Perkebunan kopi di Malang dibuka sejak 1832. Secara afdeling, Malang sangat strategis karena diapit oleh dua pegunungan yaitu Arjuna-Kawi. Wilayah regentschap Malang cukup luas mencakup 8 distrik yaitu Ngantang, Penanggungan, Pakis, Karanglo, Gondanglegi, Turen, Sengguruh (Kepanjen) dan Kota Malang. Kawasan ini menjadi pusat aktivitas pengusaha perkebunan di Kawasan Lereng Semeru, Bromo, Arjuna, dan Kawi. Kondisi ini menguntungkan karena aktivitas vulkanis gunung berapi membuat lahan tanah menjadi subur.
Perkembangan kopi di Afdeling Malang semakin pesat sejak memasuki tahun 1870. Besarnya produksi kopi di Afdeeling Malang membuat pemerintah colonial Belanda mulai membangun berbagai sarana transportasi hingga akhirnya mengubah wajah kota Malang. Salah satunya dalam catatan sejarah, sudah mulai banyak bermunculan rel kereta api di berbagai daerah. Sehingga transportasi ini menjadi penghubung antardaerah penting.

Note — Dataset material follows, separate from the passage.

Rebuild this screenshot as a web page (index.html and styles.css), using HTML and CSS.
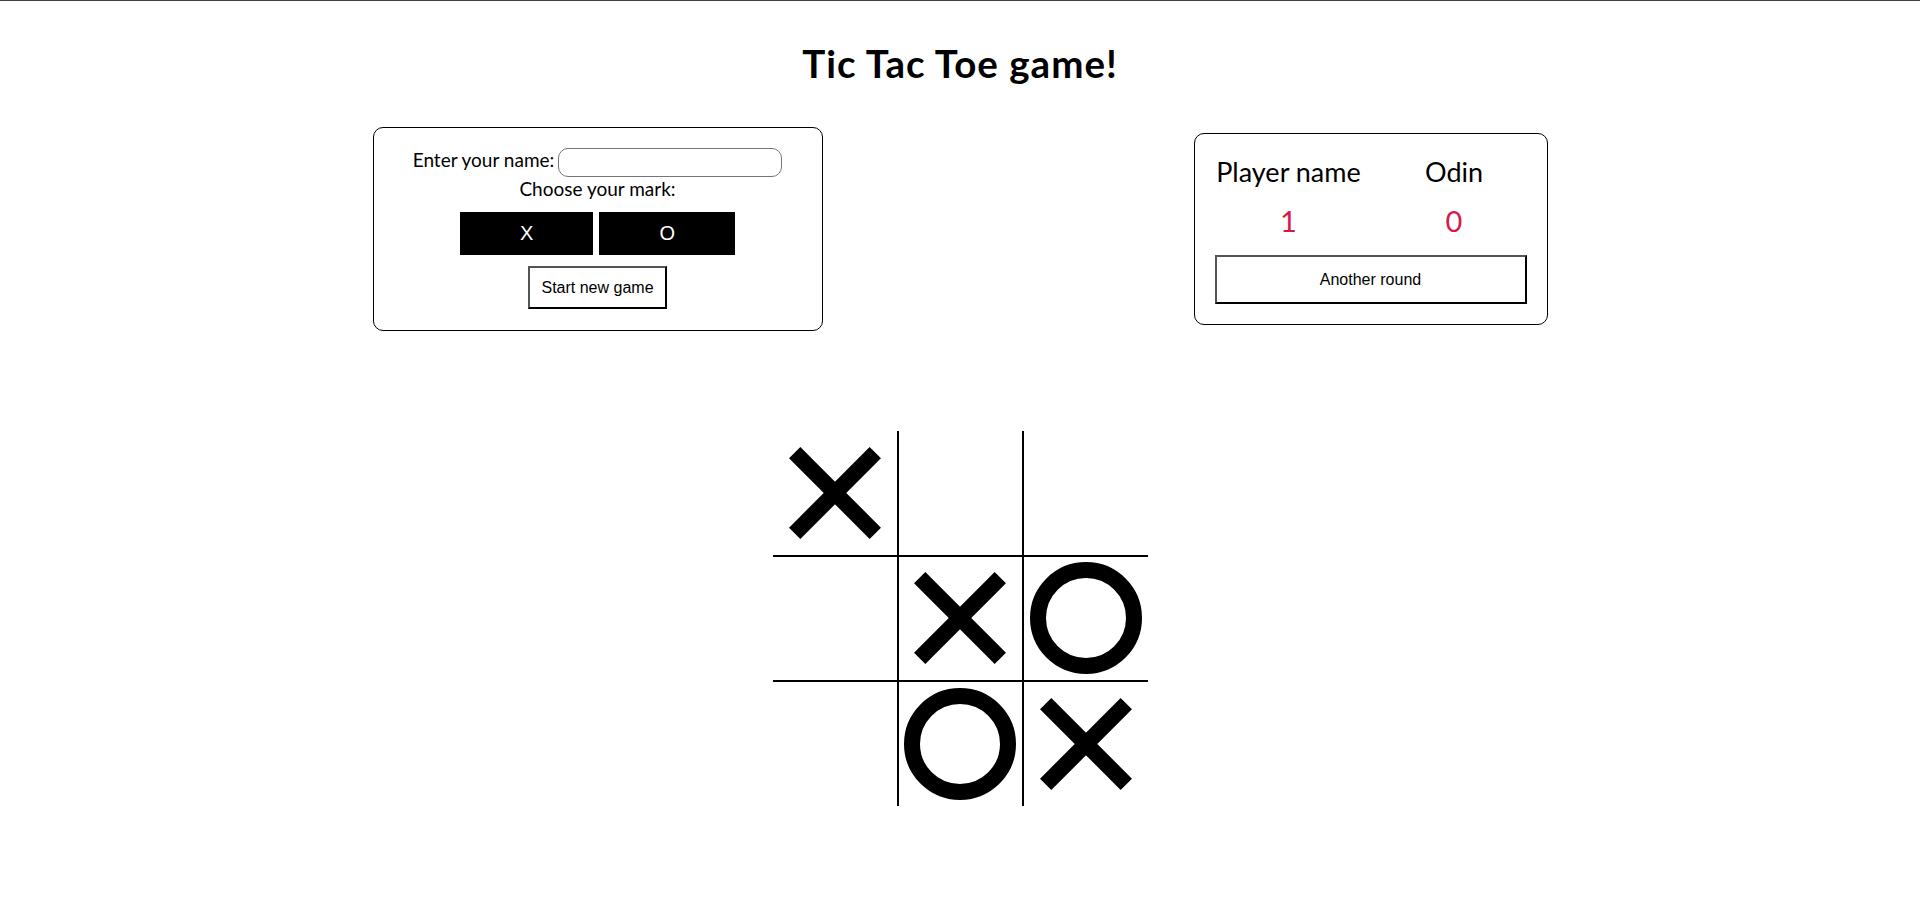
FILE: index.html
```html
<!DOCTYPE html>
<html lang="en">
<head>
<meta charset="utf-8">
<title>Tic Tac Toe</title>
<link rel="stylesheet" href="styles.css">
</head>
<body>
<h1 class="title">Tic Tac Toe game!</h1>
<div class="top">
  <div class="setup">
    <div class="name-row">
      <label class="label" for="pname">Enter your name:</label>
      <input class="name-input" id="pname" type="text">
    </div>
    <div class="label choose">Choose your mark:</div>
    <div class="marks">
      <button class="mark-btn">X</button>
      <button class="mark-btn">O</button>
    </div>
    <button class="plain-btn start-btn">Start new game</button>
  </div>
  <div class="score">
    <div class="score-grid">
      <div class="score-name">Player name</div>
      <div class="score-name col2">Odin</div>
      <div class="score-num">1</div>
      <div class="score-num col2">0</div>
    </div>
    <button class="plain-btn round-btn">Another round</button>
  </div>
</div>
<div class="board">
  <div class="cell r1 c1 x" aria-label="X"></div>
  <div class="cell r1 c2"></div>
  <div class="cell r1 c3"></div>
  <div class="cell r2 c1"></div>
  <div class="cell r2 c2 x" aria-label="X"></div>
  <div class="cell r2 c3 o" aria-label="O"></div>
  <div class="cell r3 c1"></div>
  <div class="cell r3 c2 o" aria-label="O"></div>
  <div class="cell r3 c3 x" aria-label="X"></div>
</div>
</body>
</html>
```
FILE: styles.css
```css
html, body {
  margin: 0;
  padding: 0;
  background: #fff;
}
body {
  border-top: 1px solid #4b3d44;
  font-family: Lato, "Open Sans", sans-serif;
  color: #000;
}
.title {
  margin: 39px 0 0;
  text-align: center;
  font-size: 38.5px;
  font-weight: 700;
  line-height: 1.2;
  letter-spacing: 1px;
}
.top {
  width: 1546px;
  margin: 41px auto 0;
  display: flex;
  justify-content: space-around;
  align-items: center;
}
.setup {
  width: 450px;
  box-sizing: border-box;
  border: 1px solid #000;
  border-radius: 10px;
  padding: 20px 0 21px;
  display: flex;
  flex-direction: column;
  align-items: center;
}
.name-row {
  display: flex;
  align-items: flex-start;
  gap: 4px;
  height: 29px;
}
.label {
  font-size: 19px;
  line-height: 1.2;
}
.name-row .label {
  margin-top: 1px;
}
.name-input {
  width: 224px;
  height: 29px;
  box-sizing: border-box;
  border: 1px solid #767676;
  border-radius: 10px;
  padding: 0 8px;
  margin: 0;
  font: inherit;
}
.choose {
  margin-top: 1px;
}
.marks {
  display: flex;
  gap: 6px;
  margin-top: 11px;
}
.mark-btn {
  background: #000;
  color: #fff;
  border: 0;
  margin: 0;
  height: 43px;
  padding: 0 60px;
  font-family: "Liberation Sans", Arial, sans-serif;
  font-size: 20px;
}
.plain-btn {
  background: #fff;
  color: #000;
  border: 2px solid;
  border-color: #555 #000 #000 #555;
  margin: 0;
  font-family: "Liberation Sans", Arial, sans-serif;
  font-size: 16px;
  line-height: 19px;
}
.start-btn {
  margin-top: 11px;
  height: 43px;
  padding: 0 11px;
}
.score {
  width: 354px;
  box-sizing: border-box;
  border: 1px solid #000;
  border-radius: 10px;
  padding: 22px 20px 20px;
}
.score-grid {
  display: grid;
  grid-template-columns: 148px 1fr;
  row-gap: 16px;
  text-align: center;
}
.col2 {
  padding-left: 19px;
}
.score-name {
  font-size: 27px;
  line-height: 1.2;
}
.score-num {
  font-size: 29px;
  line-height: 1.2;
  color: #d7194a;
}
.round-btn {
  display: block;
  width: 100%;
  height: 49px;
  margin-top: 16px;
  padding: 0;
}
.board {
  width: 375px;
  margin: 100px auto 0;
  display: grid;
  grid-template-columns: repeat(3, 125px);
  grid-template-rows: repeat(3, 125px);
}
.cell {
  box-sizing: border-box;
  display: grid;
  place-items: center;
  border: 0 solid #000;
}
.c1 { border-right-width: 1px; }
.c2 { border-left-width: 1px; border-right-width: 1px; }
.c3 { border-left-width: 1px; }
.r1 { border-bottom-width: 1px; }
.r2 { border-top-width: 1px; border-bottom-width: 1px; }
.r3 { border-top-width: 1px; }
.x::before,
.x::after {
  content: "";
  grid-area: 1 / 1;
  width: 114px;
  height: 16px;
  background: #000;
}
.x::before { transform: rotate(45deg); }
.x::after { transform: rotate(-45deg); }
.o::before {
  content: "";
  width: 112px;
  height: 112px;
  box-sizing: border-box;
  border: 16px solid #000;
  border-radius: 50%;
}
```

Dalam perkembangan kopi di wilayah Malang, selain tanah, system perkebunan juga membutuhkan tenaga kerja rakyat secara besar-besaran. Namun masyarakat Pribumi hanya berperan sebagai petani. Mereka tidak diperbolehkan untuk menjual karena pemerintah telah memilih satu kelompok untuk mengirim dan menjual kopi kepada sejumlah konsumen.
Kolonial Verslag tahun 1890 menyebutkan Afdeling Malang menjadi penghasil kopi terbesar di Provinsi Jawa Timur. Pada 1887-1889, Penghasilannya mencapai 143.173 pikul kopi. Sementara daerah penghasil kopi lainnya seperti di Besuki (Banyuwangi-Jember), Probolinggo dan jombang hanya menghasilkan 13.630 pikul, 22.098 pikul, dan 4.332 pikul. Sehingga disimpulkan bahwa produksi kopi di Afdeling Malang hampir 10 kali lipat dibanding Besuki.
Kekayaan alam dan sumber air melimpah meski cuaca kemarau menjadi modal agar hasil produksi kopi di Afdeling Malang menjadi tinggi. Perkebunan kopi di Kawasan Malang juga didominasi dengan jenis Robusta dan juga Arabika dan Liberia (Sardjono, 1954:6).
Kesuksesan dalam perkebunan kopi tidak hanya berefek untuk ekonomi. Namun juga untuk gelar bupati juga ikut mengalami perubahan dari tumenggung menjadi ario adipati. Jika pendapatan asli daerah rendah maka gelarnya tumenggung, namun jika tinggi maka gelarnya ario adipati.